**Directions**
From the listing below, extract every line containing "components".

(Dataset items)
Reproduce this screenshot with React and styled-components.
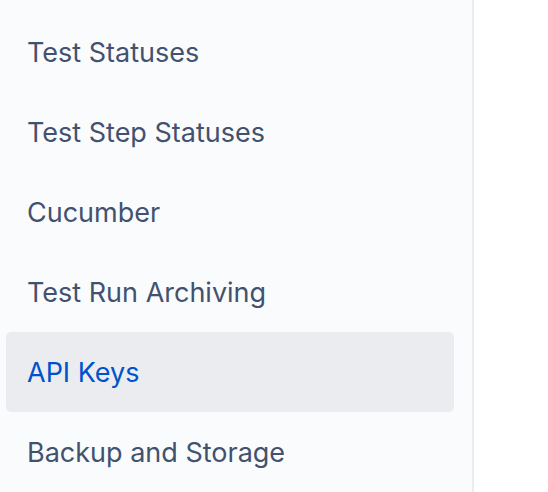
import React from 'react';
import styled, { createGlobalStyle } from 'styled-components';

const GlobalStyle = createGlobalStyle`
    html, body {
        margin: 0;
        padding: 0;
        background: #ffffff;
    }
    body {
        font-family: "Inter", "Liberation Sans", sans-serif;
    }
`;

const items = [
    'Test Statuses',
    'Test Step Statuses',
    'Cucumber',
    'Test Run Archiving',
    'API Keys',
    'Backup and Storage',
];

function App() {
    const selected = 'API Keys';

    return (
        <>
            <GlobalStyle />
            <Page>
                <Sidebar>
                    {items.map((item) => (
                        <NavItem key={item} active={item === selected ? 1 : 0}>
                            {item}
                        </NavItem>
                    ))}
                </Sidebar>
                <Content />
            </Page>
        </>
    );
}

export default App;

const Page = styled.div`
    display: flex;
    height: 492px;
    overflow: hidden;
`;

const Sidebar = styled.nav`
    width: 474px;
    flex-shrink: 0;
    box-sizing: border-box;
    padding: 12px 18px 0 6px;
    background: #fafbfc;
    border-right: 2px solid #ebecf0;
    display: flex;
    flex-direction: column;
`;

const NavItem = styled.a`
    display: flex;
    align-items: center;
    height: 80px;
    flex-shrink: 0;
    padding-left: 21px;
    border-radius: 5px;
    font-size: 27px;
    color: ${(p) => (p.active ? '#0052cc' : '#42526e')};
    background: ${(p) => (p.active ? '#ebecf0' : 'transparent')};
    cursor: pointer;
`;

const Content = styled.main`
    flex: 1;
    background: #ffffff;
`;
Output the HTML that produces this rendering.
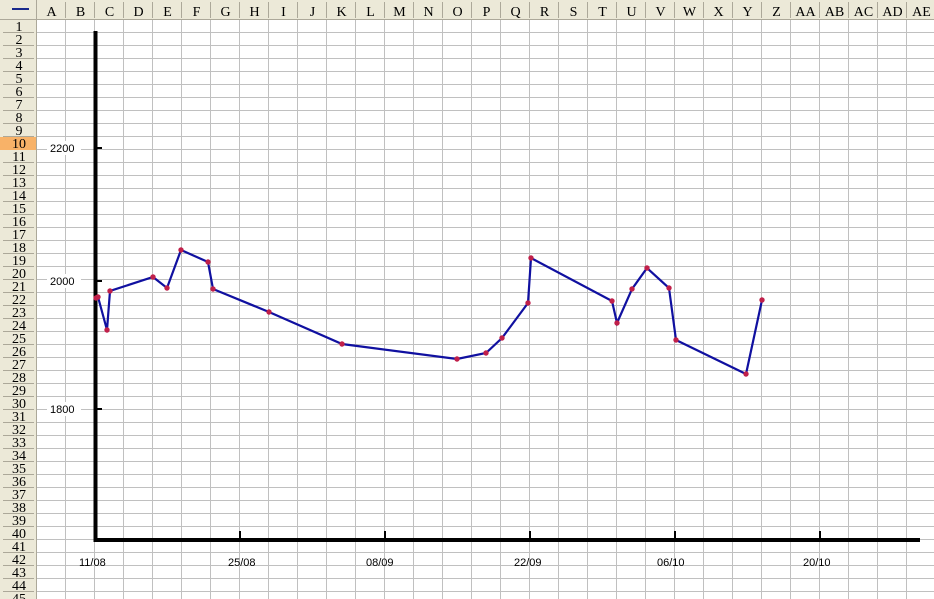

**Task answer**
Reproduce this screenshot with React and styled-components.
import styled, { createGlobalStyle } from 'styled-components';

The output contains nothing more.